The otherworldly landscape, and the sounds accompanying it, is a part of a video game called “ECHO :: Canyon.” Pulling back, we see that our aerial tour is coming to us from the vantage of a four-winged creature, which swoops and ascends as it works its way around the strange terrain, as one of the game’s co-creators, Robert Hamilton, directs it with a controller. Watching closely we notice that a constant wavering sound corresponds directly to the fluttering of the creature’s wings. As it dives near the water and whooshes through a canyon, the sounds shift and change accordingly.

And here is where ECHO :: Canyon becomes more than a game. While traditional video games feature a prerecorded soundtrack, only occasionally punctuated by other sounds and riffs to indicate impending danger or the completion of a challenge, the sounds and music of ECHO are essentially created by the player’s choices and movements. It’s a game that can be played in the traditional sense, but which can also be “played” in the same way a musician would play a synthesizer.

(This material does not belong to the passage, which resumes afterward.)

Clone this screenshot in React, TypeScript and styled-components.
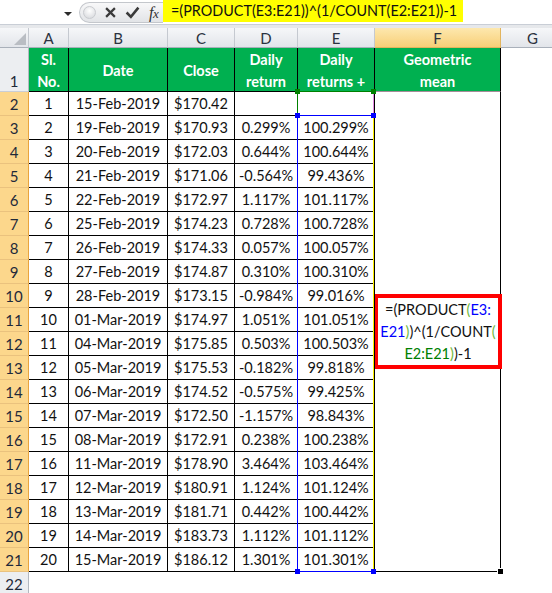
import React from "react";
import styled, { createGlobalStyle } from "styled-components";

const GlobalStyle = createGlobalStyle`
  html, body { margin: 0; padding: 0; background: #ffffff; }
  body { font-family: Lato, "Liberation Sans", Arial, sans-serif; color: #000; }
`;

const rows: string[][] = [
  ["15-Feb-2019", "$170.42", "", ""],
  ["19-Feb-2019", "$170.93", "0.299%", "100.299%"],
  ["20-Feb-2019", "$172.03", "0.644%", "100.644%"],
  ["21-Feb-2019", "$171.06", "-0.564%", "99.436%"],
  ["22-Feb-2019", "$172.97", "1.117%", "101.117%"],
  ["25-Feb-2019", "$174.23", "0.728%", "100.728%"],
  ["26-Feb-2019", "$174.33", "0.057%", "100.057%"],
  ["27-Feb-2019", "$174.87", "0.310%", "100.310%"],
  ["28-Feb-2019", "$173.15", "-0.984%", "99.016%"],
  ["01-Mar-2019", "$174.97", "1.051%", "101.051%"],
  ["04-Mar-2019", "$175.85", "0.503%", "100.503%"],
  ["05-Mar-2019", "$175.53", "-0.182%", "99.818%"],
  ["06-Mar-2019", "$174.52", "-0.575%", "99.425%"],
  ["07-Mar-2019", "$172.50", "-1.157%", "98.843%"],
  ["08-Mar-2019", "$172.91", "0.238%", "100.238%"],
  ["11-Mar-2019", "$178.90", "3.464%", "103.464%"],
  ["12-Mar-2019", "$180.91", "1.124%", "101.124%"],
  ["13-Mar-2019", "$181.71", "0.442%", "100.442%"],
  ["14-Mar-2019", "$183.73", "1.112%", "101.112%"],
  ["15-Mar-2019", "$186.12", "1.301%", "101.301%"],
];

const Window = styled.div`
  width: 552px;
  height: 593px;
  overflow: hidden;
  display: flex;
  flex-direction: column;
  background: #fff;
`;

/* formula bar */
const Bar = styled.div`
  display: flex;
  flex: none;
  height: 24px;
  border-bottom: 1px solid #c9ced6;
`;

const NameBox = styled.div`
  width: 75px;
  display: flex;
  align-items: center;
  justify-content: flex-end;
  padding-right: 3px;
  box-sizing: border-box;
`;

const DropArrow = styled.span`
  width: 0;
  height: 0;
  border-left: 4px solid transparent;
  border-right: 4px solid transparent;
  border-top: 4px solid #2b2b2b;
  margin-top: 3px;
`;

const Tools = styled.div`
  width: 84px;
  height: 21px;
  margin: 2px 0 0 4px;
  padding-left: 3px;
  box-sizing: border-box;
  border: 1px solid #c4c7cc;
  border-right: none;
  border-radius: 11px 0 0 11px;
  background: linear-gradient(#f8f8f9, #e2e4e7);
  display: flex;
  align-items: center;
  gap: 9px;
`;

const Knob = styled.span`
  width: 13px;
  height: 13px;
  border-radius: 50%;
  box-sizing: border-box;
  border: 1px solid #c9cbcf;
  background: radial-gradient(circle at 50% 35%, #ffffff, #d3d5d9);
`;

const Fx = styled.span`
  font-family: "Liberation Serif", "DejaVu Serif", serif;
  font-style: italic;
  font-size: 16px;
  color: #333;
  letter-spacing: -0.5px;
  span {
    font-size: 13px;
  }
`;

const FormulaField = styled.div`
  flex: 1;
  display: flex;
  align-items: flex-start;
`;

const FormulaText = styled.span`
  height: 22px;
  line-height: 22px;
  padding: 0 6px 0 8px;
  background: #ffff00;
  font-size: 14.4px;
  color: #111;
  white-space: nowrap;
`;

const Band = styled.div`
  flex: none;
  height: 3px;
  background: #e6e8eb;
`;

/* sheet */
const Sheet = styled.div`
  display: grid;
  grid-template-columns: 29px 40px 99px 67px 63px 77px 126px 64px;
  grid-template-rows: 20px 44px repeat(20, 24px) 24px;
`;

const Corner = styled.div`
  box-sizing: border-box;
  border-right: 1px solid #c5c9d0;
  border-bottom: 1px solid #a9b0ba;
  background: linear-gradient(#f6f7f9, #e2e5ea);
  display: flex;
  align-items: flex-end;
  justify-content: flex-end;
  padding: 0 2px 2px 0;
  &::after {
    content: "";
    border-left: 12px solid transparent;
    border-bottom: 12px solid #b9bdc3;
  }
`;

const ColHead = styled.div<{ $active?: boolean }>`
  box-sizing: border-box;
  border-right: 1px solid ${(p) => (p.$active ? "#e2b45e" : "#c5c9d0")};
  border-bottom: 1px solid ${(p) => (p.$active ? "#e2b45e" : "#a9b0ba")};
  background: ${(p) =>
    p.$active ? "linear-gradient(#fde8ae, #f8cf78)" : "linear-gradient(#f6f7f9, #e2e5ea)"};
  display: flex;
  align-items: center;
  justify-content: center;
  font-size: 15px;
  color: #2b3240;
`;

const RowHead = styled.div<{ $active?: boolean; $bottom?: boolean }>`
  box-sizing: border-box;
  border-right: 1px solid ${(p) => (p.$active ? "#e9a43d" : "#b2b8c0")};
  border-bottom: 1px solid ${(p) => (p.$active ? "#eac27e" : "#c9ced6")};
  background: ${(p) => (p.$active ? "#fcd78c" : "#eceef1")};
  display: flex;
  align-items: ${(p) => (p.$bottom ? "flex-end" : "center")};
  justify-content: center;
  padding-bottom: ${(p) => (p.$bottom ? "1px" : "0")};
  font-size: 15px;
  color: #1f2a3a;
`;

const HeadCell = styled.div<{ $under?: string }>`
  box-sizing: border-box;
  background: #00b050;
  border-right: 1px solid #000;
  border-bottom: 1px solid ${(p) => p.$under ?? "#000"};
  display: flex;
  align-items: center;
  justify-content: center;
  text-align: center;
  color: #fff;
  font-weight: 700;
  font-size: 14.5px;
  line-height: 22px;
  padding-top: 2px;
`;

const Cell = styled.div<{ $right?: string }>`
  position: relative;
  box-sizing: border-box;
  border-right: 1px solid ${(p) => p.$right ?? "#000"};
  border-bottom: 1px solid #000;
  display: flex;
  align-items: center;
  justify-content: center;
  font-size: 14.5px;
  white-space: nowrap;
  color: #111;
`;

const Blank = styled.div``;

const Merged = styled.div`
  grid-column: 7;
  grid-row: 3 / 23;
  position: relative;
  box-sizing: border-box;
  border-right: 1px solid #000;
  border-bottom: 1px solid #000;
  display: flex;
  align-items: center;
`;

const FormulaBox = styled.div`
  flex: 1;
  margin: 0 -2px 0 -1px;
  height: 75px;
  box-sizing: border-box;
  border: 4px solid #ff0000;
  display: flex;
  align-items: center;
  justify-content: center;
  text-align: center;
  font-size: 14.5px;
  line-height: 22px;
  color: #111;
`;

const Ref = styled.span<{ $c: string }>`
  color: ${(p) => p.$c};
`;

const RefRange = styled.div<{ $rows: number; $line: string; $side: string }>`
  position: absolute;
  left: -1px;
  top: -1px;
  width: calc(100% + 1px);
  height: ${(p) => p.$rows * 24 + 1}px;
  box-sizing: border-box;
  border: 1px solid ${(p) => p.$line};
  border-right-color: ${(p) => p.$side};
  pointer-events: none;
  z-index: 2;
`;

const Handle = styled.span<{ $c: string; $x: "l" | "r"; $y: "t" | "b" }>`
  position: absolute;
  width: 5px;
  height: 5px;
  background: ${(p) => p.$c};
  ${(p) => (p.$x === "l" ? "left: -3px;" : "right: -3px;")}
  ${(p) => (p.$y === "t" ? "top: -3px;" : "bottom: -3px;")}
`;

const FillHandle = styled.span`
  position: absolute;
  right: -4px;
  bottom: -4px;
  width: 5px;
  height: 5px;
  background: #000;
  border: 1px solid #fff;
`;

const GREEN = "#008000";
const BLUE = "#0000ff";
const PAREN = "#6fb83a";

export default function App() {
  return (
    <Window>
      <GlobalStyle />
      <Bar>
        <NameBox>
          <DropArrow />
        </NameBox>
        <Tools>
          <Knob />
          <svg width="11" height="11" viewBox="0 0 10 10">
            <path d="M1 1 L9 9 M9 1 L1 9" stroke="#3a3a3a" strokeWidth="2" fill="none" />
          </svg>
          <svg width="15" height="13" viewBox="0 0 14 12">
            <path d="M1.5 6 L5.5 10 L12.5 1.5" stroke="#3a3a3a" strokeWidth="2.4" fill="none" />
          </svg>
          <Fx>
            f<span>x</span>
          </Fx>
        </Tools>
        <FormulaField>
          <FormulaText>=(PRODUCT(E3:E21))^(1/COUNT(E2:E21))-1</FormulaText>
        </FormulaField>
      </Bar>
      <Band />
      <Sheet>
        <Corner />
        {["A", "B", "C", "D", "E", "F", "G"].map((c) => (
          <ColHead key={c} $active={c === "F"}>
            {c}
          </ColHead>
        ))}

        <RowHead $bottom>1</RowHead>
        <HeadCell>
          Sl.
          <br />
          No.
        </HeadCell>
        <HeadCell>Date</HeadCell>
        <HeadCell>Close</HeadCell>
        <HeadCell>
          Daily
          <br />
          return
        </HeadCell>
        <HeadCell>
          Daily
          <br />
          returns +
        </HeadCell>
        <HeadCell $under="#a58c98">
          Geometric
          <br />
          mean
        </HeadCell>
        <Blank />

        <Merged>
          <FormulaBox>
            <div>
              =(PRODUCT<Ref $c={PAREN}>(</Ref>
              <Ref $c={BLUE}>E3:</Ref>
              <br />
              <Ref $c={BLUE}>E21</Ref>
              <Ref $c={PAREN}>)</Ref>)^(1/COUNT<Ref $c={PAREN}>(</Ref>
              <br />
              <Ref $c={GREEN}>E2:E21</Ref>
              <Ref $c={PAREN}>)</Ref>)-1
            </div>
          </FormulaBox>
          <FillHandle />
        </Merged>

        {rows.map((r, i) => (
          <React.Fragment key={i}>
            <RowHead $active>{i + 2}</RowHead>
            <Cell>{i + 1}</Cell>
            <Cell>{r[0]}</Cell>
            <Cell>{r[1]}</Cell>
            <Cell>{r[2]}</Cell>
            <Cell>
              {r[3]}
              {i === 0 && (
                <RefRange $rows={20} $line={GREEN} $side="#e58be5">
                  <Handle $c={GREEN} $x="l" $y="t" />
                  <Handle $c={GREEN} $x="r" $y="t" />
                </RefRange>
              )}
              {i === 1 && (
                <RefRange $rows={19} $line={BLUE} $side="#ffee00">
                  <Handle $c={BLUE} $x="l" $y="t" />
                  <Handle $c={BLUE} $x="r" $y="t" />
                  <Handle $c={BLUE} $x="l" $y="b" />
                  <Handle $c={BLUE} $x="r" $y="b" />
                </RefRange>
              )}
            </Cell>
            <Blank />
          </React.Fragment>
        ))}

        <RowHead>22</RowHead>
        {Array.from({ length: 7 }).map((_, k) => (
          <Blank key={k} />
        ))}
      </Sheet>
    </Window>
  );
}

“Think of it as a musical instrument,” says Chris Platz, who co-created the game with Hamilton. “It’s like a different type of band, a different sort of performance. It’s a brand-new form of expression.”

The search for new and novel avenues of artistic expression is what brought Hamilton and Platz together, and it is exactly what they hope to inspire in those who attend their workshop, titled “Designing Musical Games :: Gaming Musical Design,” where the pair will help attendees learn how to create musical games of their own, at Stanford’s Center for Computer Research in Music and Acoustics later this month.

Their seminar is one of many featured this year at the annual CCRMA Summer Workshops. Hosted by the CCRMA — or “karma” — the workshop series has been held since 1967, just a few years after CCRMA founder John Chowning first began experimenting with computer music on the Stanford campus 50 years ago in 1964. The workshops began even before CCRMA was established under its official name, in 1974.

“It’s venerable,” Chris Chafe, CCRMA’s director, says of the workshop series, which is open to the public and attracts a wide variety of interested parties from around the world. Over the years the workshop has served as a hotbed of innovation and experimentation in computer music and the science of sound.

The CCRMA Summer Workshops 2014 kicked off on June 23 with a week-long course titled “Music Information Retrieval,” a class about how to write programs that will allow a computer to “listen” to music, so that the machine might then do any number of things, such as organize a library of MP3s by genre without any help from the discerning ear of a human.

On July 14, Elaine Buckholtz and Sasha Leitman will begin a course titled “Aspects of Sound in Art,” which will explore the various ways artists incorporate sound into art installations, and how sound can influence mood and perception.

Leitman will join with Michael Gurevich, an assistant professor of performing-arts technology at the University of Michigan’s School of Music, for a course called “New Music Controllers,” that will go over a variety of programming languages and protocols for use in creating electronic musical instruments. It’s an area of study that is growing rapidly as the music-production capabilities of computers becomes more advanced, and musicians look for new ways to create and manipulate sound on their machines.

In 1964, when Chowning first began toying with programming computers to play music, he used punch cards and a mainframe computer, which had to take time to process the commands he had coded before spitting out a tune. As the technology developed and so called “real-time” synthesis became a reality, piano-style keyboards were attached to musical synthesizers, and drum machines were created that allowed users to create looping patterns that mimicked the percussive sound produced by traditional drum kits.

We’ve come a long way since those early days. Today, smartphones have the computing power to store an entire orchestra worth of synthetic tones on top of plenty of other sounds that no analog instrument could ever produce. And yet, the piano keyboard and relatively rudimentary pattern sequencers remain the primary methods for playing synthesizers. “It’s not ideal,” Leitman says.

“We have all these new sounds available to us in the computer, but we still haven’t really found an intuitive way to interact with those new sounds,” Leitman says, explaining that the 88 black and white keys of a traditional piano keyboard “doesn’t approach the kind of flexibility we need. … There’s tons of room to invent.”

One of the courses this summer seems specifically geared for pure, uninhibited innovation.

During the week beginning Aug. 11, John Grazgow, a doctoral candidate at CCRMA, will lead a workshop titled “3D Printing for Acoustics,” which will use the new technology of 3D printing to create physical instruments.

Marlo Kohn, an associate director of Stanford’s Product Realization Lab, who will be assisting in the workshop, says the class will “allow people to experiment with new forms and create instruments from scratch without the skills of a trained craftsperson.”

Though one might argue that only a master luthier ought to try their hand at crafting a guitar or lute, Kohn notes that there is a distinct advantage that the uninitiated possess — namely that they haven’t been told what they aren’t allowed to do and therefore are free to be “open minded, tinker and experiment.”

Ultimately, experimentation, innovation and creativity is what the Summer Workshops — and CCRMA for that matter — are all about, according to Chafe. “It attracts artists who are experimentally inclined,” Chafe says, noting that both artists with a knack for computers and technology, as well as technologists with a passion for music converge at CCRMA — never sure of what will happen, but knowing that they will exchange ideas and create.

“CCRMA is a place where surprises can happen.”